'''

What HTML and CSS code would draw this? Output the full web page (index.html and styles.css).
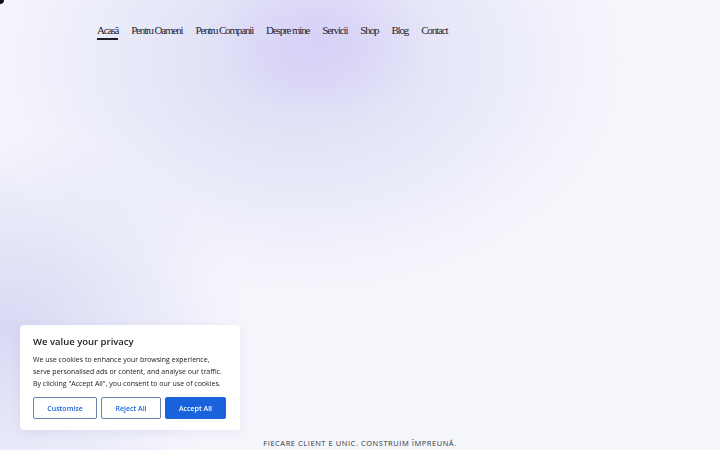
FILE: index.html
```html
<!DOCTYPE html>
<html lang="ro">
<head>
    <meta charset="UTF-8" />
    <meta name="viewport" content="width=device-width, initial-scale=1" />
    <title>Acasă</title>
    <link rel="stylesheet" href="styles.css">
</head>
<body>
<span class="cursor-dot"></span>

<div class="page">
    <header class="site-header">
        <nav class="main-nav">
            <a href="#" class="active">Acasă</a>
            <a href="#">Pentru Oameni</a>
            <a href="#">Pentru Companii</a>
            <a href="#">Despre mine</a>
            <a href="#">Servicii</a>
            <a href="#">Shop</a>
            <a href="#">Blog</a>
            <a href="#">Contact</a>
        </nav>
    </header>

    <section class="hero">
        <p class="tagline">Fiecare client e unic. Construim împreună.</p>
    </section>
</div>

<div class="cookie-banner">
    <h3>We value your privacy</h3>
    <p>We use cookies to enhance your browsing experience, serve personalised ads or content, and analyse our traffic. By clicking "Accept All", you consent to our use of cookies.</p>
    <div class="cookie-actions">
        <button class="btn-outline btn-customise">Customise</button>
        <button class="btn-outline btn-reject">Reject All</button>
        <button class="btn-accept">Accept All</button>
    </div>
</div>
</body>
</html>
```

FILE: styles.css
```css
:root {
    --bg: #f5f6fc;
    --text: #262636;
    --cookie-blue: #1863dc;
    --cookie-border: #6a84aa;
}
html, body {
    margin: 0;
    padding: 0;
    height: 100%;
}
body {
    font-family: "Open Sans", "Noto Sans", sans-serif;
    color: var(--text);
    background-color: var(--bg);
    background-image:
        radial-gradient(ellipse 110px 80px at 320px 40px, rgba(214, 206, 248, 0.8), rgba(214, 206, 248, 0) 100%),
        radial-gradient(ellipse 320px 230px at 300px 60px, rgba(218, 218, 245, 1), rgba(218, 218, 245, 0) 100%),
        radial-gradient(ellipse 230px 200px at 10px 330px, rgba(216, 216, 244, 1), rgba(216, 216, 244, 0) 100%);
    overflow: hidden;
}
.cursor-dot {
    position: fixed;
    top: -4px;
    left: -4px;
    width: 8px;
    height: 8px;
    border-radius: 50%;
    background: #111;
}
.page {
    height: 100vh;
    display: flex;
    flex-direction: column;
}
.site-header {
    padding: 23px 0 0 97px;
}
.main-nav {
    display: flex;
    gap: 13px;
}
.main-nav a {
    font-family: "Liberation Serif", "DejaVu Serif", serif;
    font-size: 11px;
    letter-spacing: -1.15px;
    color: var(--text);
    text-decoration: none;
    line-height: 14px;
    padding-bottom: 1px;
    border-bottom: 2px solid transparent;
}
.main-nav a.active {
    border-bottom-color: #1d1d2b;
}
.hero {
    flex: 1;
    display: flex;
    flex-direction: column;
    justify-content: flex-end;
    align-items: center;
}
.tagline {
    margin: 0 0 1px;
    font-size: 7.5px;
    letter-spacing: 0.55px;
    text-transform: uppercase;
    color: #333340;
    line-height: 12px;
}
.cookie-banner {
    position: fixed;
    left: 20px;
    bottom: 20px;
    width: 220px;
    box-sizing: border-box;
    padding: 10px 14px 11px 13px;
    background: #fff;
    border-radius: 4px;
    box-shadow: 0 2px 10px rgba(60, 60, 120, 0.08);
}
.cookie-banner h3 {
    margin: 0 0 5px;
    font-size: 9.5px;
    font-weight: 600;
    color: #212121;
    line-height: 14px;
}
.cookie-banner p {
    margin: 0 0 7px;
    font-size: 7px;
    line-height: 12px;
    color: #212121;
}
.cookie-actions {
    display: flex;
    gap: 4px;
}
.cookie-actions button {
    font-family: "Open Sans", "Noto Sans", sans-serif;
    font-size: 7px;
    font-weight: 600;
    height: 22px;
    border-radius: 2px;
    cursor: pointer;
    padding: 0;
}
.btn-outline {
    background: #fff;
    color: var(--cookie-blue);
    border: 1.5px solid var(--cookie-border);
}
.btn-customise {
    width: 64px;
}
.btn-reject {
    width: 60px;
}
.btn-accept {
    width: 61px;
    background: var(--cookie-blue);
    color: #fff;
    border: 1.5px solid var(--cookie-blue);
}
```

'''

Set down the complete material exactly, but do not include the images.

◆ **Response to the task**
What HTML and CSS code would draw this? Output the full web page (index.html and styles.css).
FILE: index.html
```html
<!DOCTYPE html>
<html lang="ro">
<head>
    <meta charset="UTF-8" />
    <meta name="viewport" content="width=device-width, initial-scale=1" />
    <title>Acasă</title>
    <link rel="stylesheet" href="styles.css">
</head>
<body>
<span class="cursor-dot"></span>

<div class="page">
    <header class="site-header">
        <nav class="main-nav">
            <a href="#" class="active">Acasă</a>
            <a href="#">Pentru Oameni</a>
            <a href="#">Pentru Companii</a>
            <a href="#">Despre mine</a>
            <a href="#">Servicii</a>
            <a href="#">Shop</a>
            <a href="#">Blog</a>
            <a href="#">Contact</a>
        </nav>
    </header>

    <section class="hero">
        <p class="tagline">Fiecare client e unic. Construim împreună.</p>
    </section>
</div>

<div class="cookie-banner">
    <h3>We value your privacy</h3>
    <p>We use cookies to enhance your browsing experience, serve personalised ads or content, and analyse our traffic. By clicking "Accept All", you consent to our use of cookies.</p>
    <div class="cookie-actions">
        <button class="btn-outline btn-customise">Customise</button>
        <button class="btn-outline btn-reject">Reject All</button>
        <button class="btn-accept">Accept All</button>
    </div>
</div>
</body>
</html>
```

FILE: styles.css
```css
:root {
    --bg: #f5f6fc;
    --text: #262636;
    --cookie-blue: #1863dc;
    --cookie-border: #6a84aa;
}
html, body {
    margin: 0;
    padding: 0;
    height: 100%;
}
body {
    font-family: "Open Sans", "Noto Sans", sans-serif;
    color: var(--text);
    background-color: var(--bg);
    background-image:
        radial-gradient(ellipse 110px 80px at 320px 40px, rgba(214, 206, 248, 0.8), rgba(214, 206, 248, 0) 100%),
        radial-gradient(ellipse 320px 230px at 300px 60px, rgba(218, 218, 245, 1), rgba(218, 218, 245, 0) 100%),
        radial-gradient(ellipse 230px 200px at 10px 330px, rgba(216, 216, 244, 1), rgba(216, 216, 244, 0) 100%);
    overflow: hidden;
}
.cursor-dot {
    position: fixed;
    top: -4px;
    left: -4px;
    width: 8px;
    height: 8px;
    border-radius: 50%;
    background: #111;
}
.page {
    height: 100vh;
    display: flex;
    flex-direction: column;
}
.site-header {
    padding: 23px 0 0 97px;
}
.main-nav {
    display: flex;
    gap: 13px;
}
.main-nav a {
    font-family: "Liberation Serif", "DejaVu Serif", serif;
    font-size: 11px;
    letter-spacing: -1.15px;
    color: var(--text);
    text-decoration: none;
    line-height: 14px;
    padding-bottom: 1px;
    border-bottom: 2px solid transparent;
}
.main-nav a.active {
    border-bottom-color: #1d1d2b;
}
.hero {
    flex: 1;
    display: flex;
    flex-direction: column;
    justify-content: flex-end;
    align-items: center;
}
.tagline {
    margin: 0 0 1px;
    font-size: 7.5px;
    letter-spacing: 0.55px;
    text-transform: uppercase;
    color: #333340;
    line-height: 12px;
}
.cookie-banner {
    position: fixed;
    left: 20px;
    bottom: 20px;
    width: 220px;
    box-sizing: border-box;
    padding: 10px 14px 11px 13px;
    background: #fff;
    border-radius: 4px;
    box-shadow: 0 2px 10px rgba(60, 60, 120, 0.08);
}
.cookie-banner h3 {
    margin: 0 0 5px;
    font-size: 9.5px;
    font-weight: 600;
    color: #212121;
    line-height: 14px;
}
.cookie-banner p {
    margin: 0 0 7px;
    font-size: 7px;
    line-height: 12px;
    color: #212121;
}
.cookie-actions {
    display: flex;
    gap: 4px;
}
.cookie-actions button {
    font-family: "Open Sans", "Noto Sans", sans-serif;
    font-size: 7px;
    font-weight: 600;
    height: 22px;
    border-radius: 2px;
    cursor: pointer;
    padding: 0;
}
.btn-outline {
    background: #fff;
    color: var(--cookie-blue);
    border: 1.5px solid var(--cookie-border);
}
.btn-customise {
    width: 64px;
}
.btn-reject {
    width: 60px;
}
.btn-accept {
    width: 61px;
    background: var(--cookie-blue);
    color: #fff;
    border: 1.5px solid var(--cookie-blue);
}
```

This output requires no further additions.